Facta Ficta

vitam impendere vero

Nietzsche thinking

[JGB-40]

Tout ce qui est profond aime le masque

Tout ce qui est profond aime le masque. Les choses les plus profondes éprouvent même une certaine haine à l’égard des images et des symboles. Le contraste ne serait-il pas le meilleur déguisement que revêtirait la pudeur d’un dieu? C’est là une question digne d’être posée. Il serait singulier que quelque mystique n’eût pas essayé sur lui quelque chose de semblable. Il y a des phénomènes d’espèce si délicate qu’on fait bien de les étouffer sous une grossièreté pour les rendre méconnaissables. Il est des actions inspirées par l’amour et une générosité sans borne qu’il faut faire oublier en rossant à coups de bâtons celui qui en a été témoin. C’est une façon de troubler sa mémoire.
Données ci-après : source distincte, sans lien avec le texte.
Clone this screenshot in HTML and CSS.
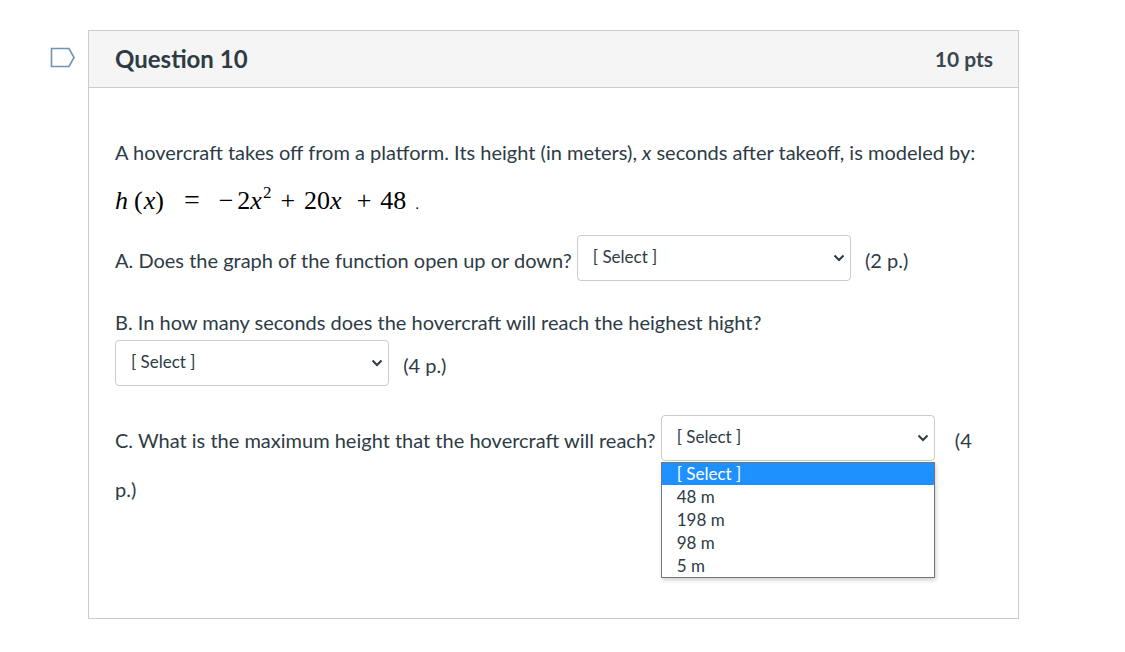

Quelques-uns s’entendent à troubler leur propre mémoire, à la martyriser pour exercer une vengeance du moins sur cet unique complice. La pudeur est inventive. Ce ne sont pas les pires choses dont on a le plus honte ! Un masque cache souvent autre chose que de la perfidie. Il y a tant de bonté dans la ruse ! J’imaginerais facilement un homme qui, ayant à cacher quelque chose de précieux et de délicat, roulerait à travers la vie, gros et rond, tel un fût de vin solidement cerclé. Sa subtile pudeur exige qu’il en soit ainsi. Pour un homme doué d’une pudeur profonde, les destinées et les crises délicates choisissent des voies où presque personne n’a jamais passé, des voies que doivent même ignorer ses plus intimes confidents. Il se cache d’eux lorsque sa vie est en danger et aussi lorsqu’il a reconquis sa sécurité. Un tel homme caché qui, par instinct, a besoin, de la parole pour se taire et pour taire, inépuisable dans les moyens de voiler sa pensée, demande que ce soit un masque qui emplisse, à sa place, le cœur et l’esprit de ses amis, et il s’entend à encourager ce mirage. En admettant pourtant qu’il veuille être sincère, il s’apercevra un jour que, malgré tout, ce n’est qu’un masque que l’on connaît de lui et qu’il est bon qu’il en soit ainsi. Tout esprit profond a besoin d’un masque. Je dirai plus encore: autour de tout esprit profond grandit et se développe sans cesse un masque, grâce à l’interprétation toujours fausse, c’est-à-dire plate, de chacune de ses paroles, de chacune de ses démarches, du moindre signe de vie qu’il donne.